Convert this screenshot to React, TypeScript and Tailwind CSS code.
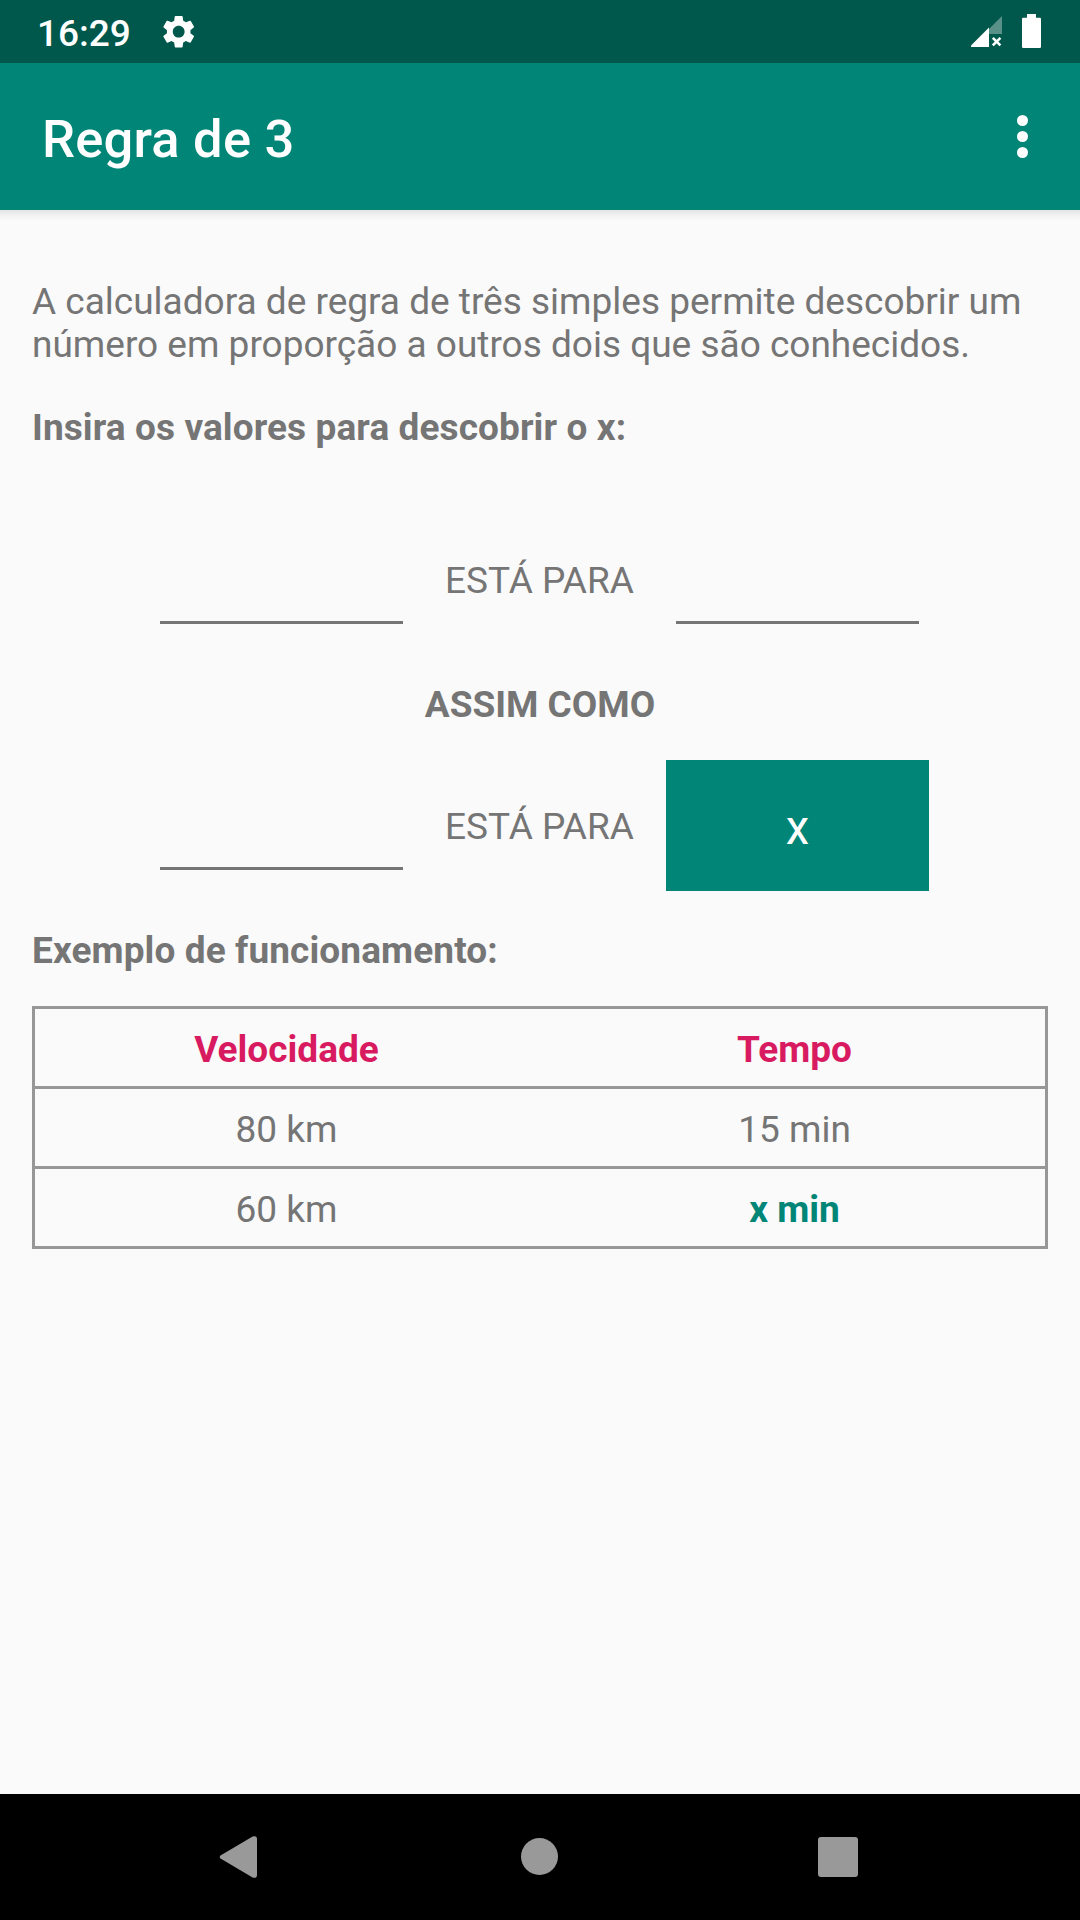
import { useState } from 'react';
import { MdSettings } from 'react-icons/md';

const rows = [
  { velocidade: '80 km', tempo: '15 min', unknown: false },
  { velocidade: '60 km', tempo: 'x min', unknown: true },
];

function StatusBar() {
  return (
    <div className="h-[63px] bg-[#00574b] flex items-start text-white">
      <span className="ml-[37px] mt-[12px] text-[37px] leading-[43px] font-medium">16:29</span>
      <MdSettings className="ml-[28px] mt-[11.5px] w-[39.4px] h-[39.4px]" />
      <svg className="ml-auto mt-[16px] w-[31px] h-[31px]" viewBox="0 0 31 31" fill="none">
        <path d="M18 13L31 0V18H18Z" fill="#fff" fillOpacity="0.35" />
        <path d="M0 31V29.5L18 11.5V31Z" fill="#fff" />
        <path d="M21.8 21.8L29.4 29.4M29.4 21.8L21.8 29.4" stroke="#fff" strokeWidth="2.6" />
      </svg>
      <svg className="ml-5 mr-[39px] mt-[14px] w-[19px] h-[34px]" viewBox="0 0 19 34" fill="#fff">
        <rect x="5" y="0" width="9" height="5" />
        <rect x="0" y="3.7" width="19" height="30.3" rx="1.3" />
      </svg>
    </div>
  );
}

function NavBar() {
  return (
    <div className="h-[126px] bg-black flex items-start text-[#999999]">
      <svg className="ml-[219px] mt-[42px] w-[38px] h-[42px]" viewBox="0 0 38 42" fill="currentColor">
        <path d="M1.5 19.4L33.6 0.5Q38 -0.8 38 3V39Q38 42.8 33.6 41.5L1.5 22.6Q0 21 1.5 19.4Z" />
      </svg>
      <div className="ml-[264px] mt-[44px] w-[37px] h-[37px] rounded-full bg-[#999999]" />
      <div className="ml-[260px] mt-[43px] w-[40px] h-[40px] rounded-[3px] bg-[#999999]" />
    </div>
  );
}

export default function App() {
  const [a, setA] = useState('');
  const [b, setB] = useState('');
  const [c, setC] = useState('');
  const [result, setResult] = useState('x');

  const handleCalculate = () => {
    const value = (Number(b) * Number(c)) / Number(a);
    if (a && b && c && Number.isFinite(value)) {
      setResult(String(value));
    }
  };

  return (
    <div className="w-[1080px] h-[1920px] flex flex-col bg-[#fafafa] text-[#757575] text-[37px] leading-[43px] font-[Roboto,sans-serif]">
      <StatusBar />
      <header className="h-[147px] bg-[#008577] flex items-start justify-between">
        <h1 className="ml-[42px] mt-[45px] text-[52.5px] leading-[62px] tracking-[0.2px] font-medium text-white">Regra de 3</h1>
        <button className="mt-[52px] mr-[52px] flex flex-col gap-[5px]" aria-label="Menu">
          <span className="w-[11px] h-[11px] rounded-full bg-white" />
          <span className="w-[11px] h-[11px] rounded-full bg-white" />
          <span className="w-[11px] h-[11px] rounded-full bg-white" />
        </button>
      </header>
      <div className="h-[11px] bg-gradient-to-b from-[#e4e4e4] via-[#f2f2f2] to-[#fafafa]" />

      <main className="flex-1 px-8 pt-[59px]">
        <p>A calculadora de regra de três simples permite descobrir um número em proporção a outros dois que são conhecidos.</p>
        <p className="mt-10 font-bold tracking-[0.1px]">Insira os valores para descobrir o x:</p>

        <div className="mt-[110px] ml-[128px] h-[65px] flex">
          <input value={a} onChange={(e) => setA(e.target.value)} className="w-[243px] border-b-[3px] border-[#757575] text-center outline-none" />
          <span className="w-[273px] text-center">ESTÁ PARA</span>
          <input value={b} onChange={(e) => setB(e.target.value)} className="w-[243px] border-b-[3px] border-[#757575] text-center outline-none" />
        </div>
        <p className="mt-[59px] text-center font-bold">ASSIM COMO</p>
        <div className="mt-[34px] ml-[128px] flex">
          <input value={c} onChange={(e) => setC(e.target.value)} className="w-[243px] h-[110px] border-b-[3px] border-[#757575] text-center outline-none" />
          <span className="mt-[45px] w-[273px] text-center">ESTÁ PARA</span>
          <button onClick={handleCalculate} className="-ml-[10px] w-[263px] h-[131px] pt-[6px] bg-[#008577] text-white text-[47.25px] leading-[55px]">{result}</button>
        </div>

        <p className="mt-[38px] font-bold tracking-[0.1px]">Exemplo de funcionamento:</p>
        <table className="mt-[34px] w-full table-fixed border-collapse border-[3px] border-[#979797] text-center">
          <thead>
            <tr className="h-[80px] border-b-[3px] border-[#979797] text-[#d81b60]">
              <th className="p-0 pt-1 pr-[2px] font-bold">Velocidade</th>
              <th className="p-0 pt-1 pl-[4px] font-bold">Tempo</th>
            </tr>
          </thead>
          <tbody>
            {rows.map((row) => (
              <tr key={row.velocidade} className="h-[80px] border-b-[3px] border-[#979797]">
                <td className="p-0 pt-1 pr-[2px]">{row.velocidade}</td>
                <td className={row.unknown ? 'p-0 pt-1 pl-[4px] font-bold text-[#008577]' : 'p-0 pt-1 pl-[4px]'}>{row.tempo}</td>
              </tr>
            ))}
          </tbody>
        </table>
      </main>
      <NavBar />
    </div>
  );
}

-------------------------

#### Exercise instructions:
All of the lines above should be printed exactly, minus the pictures.

#### Complete response:
Convert this screenshot to React, TypeScript and Tailwind CSS code.
import { useState } from 'react';
import { MdSettings } from 'react-icons/md';

const rows = [
  { velocidade: '80 km', tempo: '15 min', unknown: false },
  { velocidade: '60 km', tempo: 'x min', unknown: true },
];

function StatusBar() {
  return (
    <div className="h-[63px] bg-[#00574b] flex items-start text-white">
      <span className="ml-[37px] mt-[12px] text-[37px] leading-[43px] font-medium">16:29</span>
      <MdSettings className="ml-[28px] mt-[11.5px] w-[39.4px] h-[39.4px]" />
      <svg className="ml-auto mt-[16px] w-[31px] h-[31px]" viewBox="0 0 31 31" fill="none">
        <path d="M18 13L31 0V18H18Z" fill="#fff" fillOpacity="0.35" />
        <path d="M0 31V29.5L18 11.5V31Z" fill="#fff" />
        <path d="M21.8 21.8L29.4 29.4M29.4 21.8L21.8 29.4" stroke="#fff" strokeWidth="2.6" />
      </svg>
      <svg className="ml-5 mr-[39px] mt-[14px] w-[19px] h-[34px]" viewBox="0 0 19 34" fill="#fff">
        <rect x="5" y="0" width="9" height="5" />
        <rect x="0" y="3.7" width="19" height="30.3" rx="1.3" />
      </svg>
    </div>
  );
}

function NavBar() {
  return (
    <div className="h-[126px] bg-black flex items-start text-[#999999]">
      <svg className="ml-[219px] mt-[42px] w-[38px] h-[42px]" viewBox="0 0 38 42" fill="currentColor">
        <path d="M1.5 19.4L33.6 0.5Q38 -0.8 38 3V39Q38 42.8 33.6 41.5L1.5 22.6Q0 21 1.5 19.4Z" />
      </svg>
      <div className="ml-[264px] mt-[44px] w-[37px] h-[37px] rounded-full bg-[#999999]" />
      <div className="ml-[260px] mt-[43px] w-[40px] h-[40px] rounded-[3px] bg-[#999999]" />
    </div>
  );
}

export default function App() {
  const [a, setA] = useState('');
  const [b, setB] = useState('');
  const [c, setC] = useState('');
  const [result, setResult] = useState('x');

  const handleCalculate = () => {
    const value = (Number(b) * Number(c)) / Number(a);
    if (a && b && c && Number.isFinite(value)) {
      setResult(String(value));
    }
  };

  return (
    <div className="w-[1080px] h-[1920px] flex flex-col bg-[#fafafa] text-[#757575] text-[37px] leading-[43px] font-[Roboto,sans-serif]">
      <StatusBar />
      <header className="h-[147px] bg-[#008577] flex items-start justify-between">
        <h1 className="ml-[42px] mt-[45px] text-[52.5px] leading-[62px] tracking-[0.2px] font-medium text-white">Regra de 3</h1>
        <button className="mt-[52px] mr-[52px] flex flex-col gap-[5px]" aria-label="Menu">
          <span className="w-[11px] h-[11px] rounded-full bg-white" />
          <span className="w-[11px] h-[11px] rounded-full bg-white" />
          <span className="w-[11px] h-[11px] rounded-full bg-white" />
        </button>
      </header>
      <div className="h-[11px] bg-gradient-to-b from-[#e4e4e4] via-[#f2f2f2] to-[#fafafa]" />

      <main className="flex-1 px-8 pt-[59px]">
        <p>A calculadora de regra de três simples permite descobrir um número em proporção a outros dois que são conhecidos.</p>
        <p className="mt-10 font-bold tracking-[0.1px]">Insira os valores para descobrir o x:</p>

        <div className="mt-[110px] ml-[128px] h-[65px] flex">
          <input value={a} onChange={(e) => setA(e.target.value)} className="w-[243px] border-b-[3px] border-[#757575] text-center outline-none" />
          <span className="w-[273px] text-center">ESTÁ PARA</span>
          <input value={b} onChange={(e) => setB(e.target.value)} className="w-[243px] border-b-[3px] border-[#757575] text-center outline-none" />
        </div>
        <p className="mt-[59px] text-center font-bold">ASSIM COMO</p>
        <div className="mt-[34px] ml-[128px] flex">
          <input value={c} onChange={(e) => setC(e.target.value)} className="w-[243px] h-[110px] border-b-[3px] border-[#757575] text-center outline-none" />
          <span className="mt-[45px] w-[273px] text-center">ESTÁ PARA</span>
          <button onClick={handleCalculate} className="-ml-[10px] w-[263px] h-[131px] pt-[6px] bg-[#008577] text-white text-[47.25px] leading-[55px]">{result}</button>
        </div>

        <p className="mt-[38px] font-bold tracking-[0.1px]">Exemplo de funcionamento:</p>
        <table className="mt-[34px] w-full table-fixed border-collapse border-[3px] border-[#979797] text-center">
          <thead>
            <tr className="h-[80px] border-b-[3px] border-[#979797] text-[#d81b60]">
              <th className="p-0 pt-1 pr-[2px] font-bold">Velocidade</th>
              <th className="p-0 pt-1 pl-[4px] font-bold">Tempo</th>
            </tr>
          </thead>
          <tbody>
            {rows.map((row) => (
              <tr key={row.velocidade} className="h-[80px] border-b-[3px] border-[#979797]">
                <td className="p-0 pt-1 pr-[2px]">{row.velocidade}</td>
                <td className={row.unknown ? 'p-0 pt-1 pl-[4px] font-bold text-[#008577]' : 'p-0 pt-1 pl-[4px]'}>{row.tempo}</td>
              </tr>
            ))}
          </tbody>
        </table>
      </main>
      <NavBar />
    </div>
  );
}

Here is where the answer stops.